» **What is needed**
Transcribe every line exactly and omit anything that is a picture.

» **Data excerpt**
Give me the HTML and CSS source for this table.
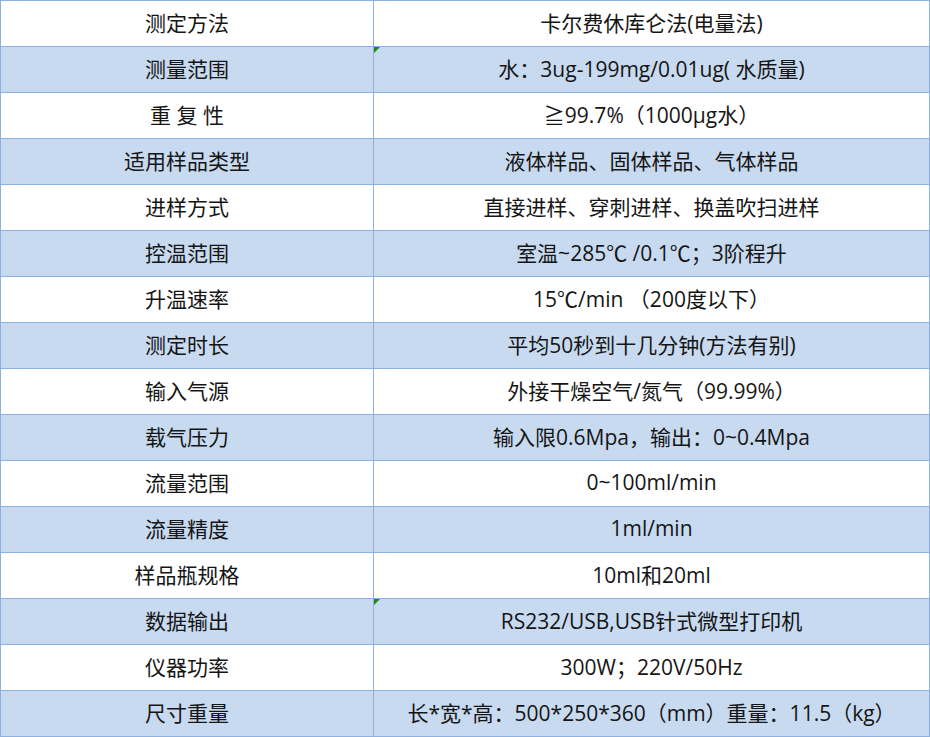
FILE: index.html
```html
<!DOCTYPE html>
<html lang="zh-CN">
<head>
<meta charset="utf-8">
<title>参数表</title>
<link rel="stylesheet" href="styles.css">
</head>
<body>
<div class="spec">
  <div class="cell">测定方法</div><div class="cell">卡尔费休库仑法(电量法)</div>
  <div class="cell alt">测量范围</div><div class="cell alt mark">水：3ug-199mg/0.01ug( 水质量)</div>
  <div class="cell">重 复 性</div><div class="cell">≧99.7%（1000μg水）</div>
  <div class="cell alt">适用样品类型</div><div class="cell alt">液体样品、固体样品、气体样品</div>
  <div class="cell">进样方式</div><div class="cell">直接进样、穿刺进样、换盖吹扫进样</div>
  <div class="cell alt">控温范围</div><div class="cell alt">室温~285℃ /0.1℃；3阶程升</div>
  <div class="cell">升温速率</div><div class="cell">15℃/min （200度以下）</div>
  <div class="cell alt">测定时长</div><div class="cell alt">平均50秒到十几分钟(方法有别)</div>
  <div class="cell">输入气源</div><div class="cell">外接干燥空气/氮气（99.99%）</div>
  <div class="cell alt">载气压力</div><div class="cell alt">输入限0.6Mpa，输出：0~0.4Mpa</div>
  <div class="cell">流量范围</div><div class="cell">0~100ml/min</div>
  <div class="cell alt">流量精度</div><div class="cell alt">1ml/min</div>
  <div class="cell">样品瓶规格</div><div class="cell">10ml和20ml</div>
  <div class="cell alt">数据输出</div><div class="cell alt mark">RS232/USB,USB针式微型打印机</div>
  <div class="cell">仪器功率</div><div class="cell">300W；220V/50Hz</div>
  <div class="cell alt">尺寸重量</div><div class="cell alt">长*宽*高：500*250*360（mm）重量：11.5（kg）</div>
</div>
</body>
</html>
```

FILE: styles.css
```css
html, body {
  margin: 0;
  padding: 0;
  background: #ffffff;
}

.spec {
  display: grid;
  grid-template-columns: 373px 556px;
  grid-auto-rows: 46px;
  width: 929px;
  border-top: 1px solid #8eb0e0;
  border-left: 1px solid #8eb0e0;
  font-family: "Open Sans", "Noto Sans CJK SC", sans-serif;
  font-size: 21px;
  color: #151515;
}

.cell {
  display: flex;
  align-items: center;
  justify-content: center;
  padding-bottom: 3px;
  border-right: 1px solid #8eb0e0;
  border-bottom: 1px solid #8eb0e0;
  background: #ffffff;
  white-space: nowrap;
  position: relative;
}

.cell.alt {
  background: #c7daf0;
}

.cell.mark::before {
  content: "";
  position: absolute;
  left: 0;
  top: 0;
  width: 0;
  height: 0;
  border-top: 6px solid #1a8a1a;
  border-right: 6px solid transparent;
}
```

» **The answer**
Give me the HTML and CSS source for this table.
FILE: index.html
```html
<!DOCTYPE html>
<html lang="zh-CN">
<head>
<meta charset="utf-8">
<title>参数表</title>
<link rel="stylesheet" href="styles.css">
</head>
<body>
<div class="spec">
  <div class="cell">测定方法</div><div class="cell">卡尔费休库仑法(电量法)</div>
  <div class="cell alt">测量范围</div><div class="cell alt mark">水：3ug-199mg/0.01ug( 水质量)</div>
  <div class="cell">重 复 性</div><div class="cell">≧99.7%（1000μg水）</div>
  <div class="cell alt">适用样品类型</div><div class="cell alt">液体样品、固体样品、气体样品</div>
  <div class="cell">进样方式</div><div class="cell">直接进样、穿刺进样、换盖吹扫进样</div>
  <div class="cell alt">控温范围</div><div class="cell alt">室温~285℃ /0.1℃；3阶程升</div>
  <div class="cell">升温速率</div><div class="cell">15℃/min （200度以下）</div>
  <div class="cell alt">测定时长</div><div class="cell alt">平均50秒到十几分钟(方法有别)</div>
  <div class="cell">输入气源</div><div class="cell">外接干燥空气/氮气（99.99%）</div>
  <div class="cell alt">载气压力</div><div class="cell alt">输入限0.6Mpa，输出：0~0.4Mpa</div>
  <div class="cell">流量范围</div><div class="cell">0~100ml/min</div>
  <div class="cell alt">流量精度</div><div class="cell alt">1ml/min</div>
  <div class="cell">样品瓶规格</div><div class="cell">10ml和20ml</div>
  <div class="cell alt">数据输出</div><div class="cell alt mark">RS232/USB,USB针式微型打印机</div>
  <div class="cell">仪器功率</div><div class="cell">300W；220V/50Hz</div>
  <div class="cell alt">尺寸重量</div><div class="cell alt">长*宽*高：500*250*360（mm）重量：11.5（kg）</div>
</div>
</body>
</html>
```

FILE: styles.css
```css
html, body {
  margin: 0;
  padding: 0;
  background: #ffffff;
}

.spec {
  display: grid;
  grid-template-columns: 373px 556px;
  grid-auto-rows: 46px;
  width: 929px;
  border-top: 1px solid #8eb0e0;
  border-left: 1px solid #8eb0e0;
  font-family: "Open Sans", "Noto Sans CJK SC", sans-serif;
  font-size: 21px;
  color: #151515;
}

.cell {
  display: flex;
  align-items: center;
  justify-content: center;
  padding-bottom: 3px;
  border-right: 1px solid #8eb0e0;
  border-bottom: 1px solid #8eb0e0;
  background: #ffffff;
  white-space: nowrap;
  position: relative;
}

.cell.alt {
  background: #c7daf0;
}

.cell.mark::before {
  content: "";
  position: absolute;
  left: 0;
  top: 0;
  width: 0;
  height: 0;
  border-top: 6px solid #1a8a1a;
  border-right: 6px solid transparent;
}
```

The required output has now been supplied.